PROBLEM DETAILS:
Assemble all lines in which the string "styles" appears.

DATASET CONTENT:
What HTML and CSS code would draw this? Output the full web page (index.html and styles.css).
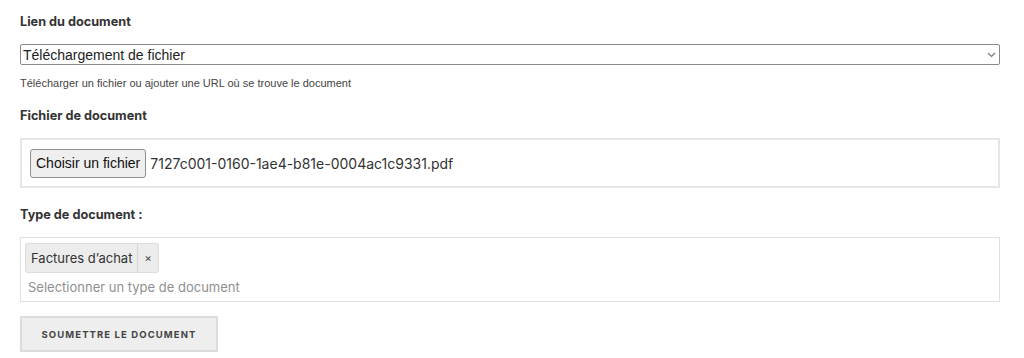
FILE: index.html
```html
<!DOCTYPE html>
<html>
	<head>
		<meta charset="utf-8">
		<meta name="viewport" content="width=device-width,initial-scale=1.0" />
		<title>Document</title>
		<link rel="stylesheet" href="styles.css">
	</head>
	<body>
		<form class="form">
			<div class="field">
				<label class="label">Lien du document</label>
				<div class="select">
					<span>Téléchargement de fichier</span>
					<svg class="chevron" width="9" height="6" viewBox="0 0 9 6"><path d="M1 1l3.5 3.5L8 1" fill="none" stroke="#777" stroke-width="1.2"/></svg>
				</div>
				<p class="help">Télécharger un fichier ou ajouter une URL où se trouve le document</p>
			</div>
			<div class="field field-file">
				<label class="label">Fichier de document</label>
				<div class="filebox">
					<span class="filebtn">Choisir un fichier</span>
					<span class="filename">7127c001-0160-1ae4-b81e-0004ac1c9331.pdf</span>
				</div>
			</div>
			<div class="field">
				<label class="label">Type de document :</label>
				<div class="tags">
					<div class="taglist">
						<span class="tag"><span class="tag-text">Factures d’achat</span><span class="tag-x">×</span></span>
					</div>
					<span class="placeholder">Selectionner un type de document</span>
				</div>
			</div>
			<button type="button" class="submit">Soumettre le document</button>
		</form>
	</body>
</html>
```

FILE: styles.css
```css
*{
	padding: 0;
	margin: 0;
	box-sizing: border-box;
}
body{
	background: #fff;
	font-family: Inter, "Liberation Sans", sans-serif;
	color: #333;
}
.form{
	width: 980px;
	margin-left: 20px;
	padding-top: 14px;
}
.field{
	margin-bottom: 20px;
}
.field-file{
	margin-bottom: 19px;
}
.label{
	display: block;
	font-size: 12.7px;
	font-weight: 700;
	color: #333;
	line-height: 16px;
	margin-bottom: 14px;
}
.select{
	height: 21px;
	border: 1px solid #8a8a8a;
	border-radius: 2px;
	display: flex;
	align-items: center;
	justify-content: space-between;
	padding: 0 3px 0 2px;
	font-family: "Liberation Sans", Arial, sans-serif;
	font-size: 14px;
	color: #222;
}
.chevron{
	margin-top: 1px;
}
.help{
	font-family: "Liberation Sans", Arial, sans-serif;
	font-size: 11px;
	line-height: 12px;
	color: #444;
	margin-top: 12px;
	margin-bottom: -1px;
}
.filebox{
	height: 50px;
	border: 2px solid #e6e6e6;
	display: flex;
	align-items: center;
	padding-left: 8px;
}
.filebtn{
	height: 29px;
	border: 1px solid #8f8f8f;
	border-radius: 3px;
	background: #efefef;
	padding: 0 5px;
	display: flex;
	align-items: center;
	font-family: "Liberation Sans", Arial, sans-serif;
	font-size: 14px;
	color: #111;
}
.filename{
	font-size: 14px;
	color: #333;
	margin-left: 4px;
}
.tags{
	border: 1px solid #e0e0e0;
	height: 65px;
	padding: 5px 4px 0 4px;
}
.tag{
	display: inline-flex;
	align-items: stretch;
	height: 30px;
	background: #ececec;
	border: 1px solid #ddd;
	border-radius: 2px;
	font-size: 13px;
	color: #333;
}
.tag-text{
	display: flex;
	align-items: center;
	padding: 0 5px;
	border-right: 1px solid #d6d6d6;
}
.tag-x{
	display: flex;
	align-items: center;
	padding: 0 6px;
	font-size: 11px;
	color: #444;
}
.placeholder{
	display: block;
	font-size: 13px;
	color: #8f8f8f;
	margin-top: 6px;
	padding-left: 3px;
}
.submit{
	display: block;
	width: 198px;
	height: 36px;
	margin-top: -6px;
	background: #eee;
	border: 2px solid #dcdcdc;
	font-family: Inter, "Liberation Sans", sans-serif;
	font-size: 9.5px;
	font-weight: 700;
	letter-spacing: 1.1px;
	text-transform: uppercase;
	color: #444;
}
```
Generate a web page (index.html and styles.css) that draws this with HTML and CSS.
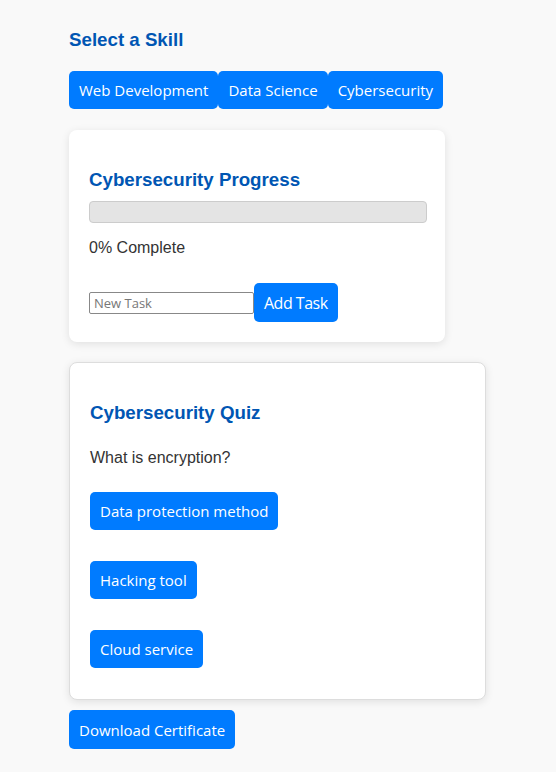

REPLY TO THE EXERCISE:
What HTML and CSS code would draw this? Output the full web page (index.html and styles.css).
		<link rel="stylesheet" href="styles.css">
FILE: styles.css
Generate a web page (index.html and styles.css) that draws this with HTML and CSS.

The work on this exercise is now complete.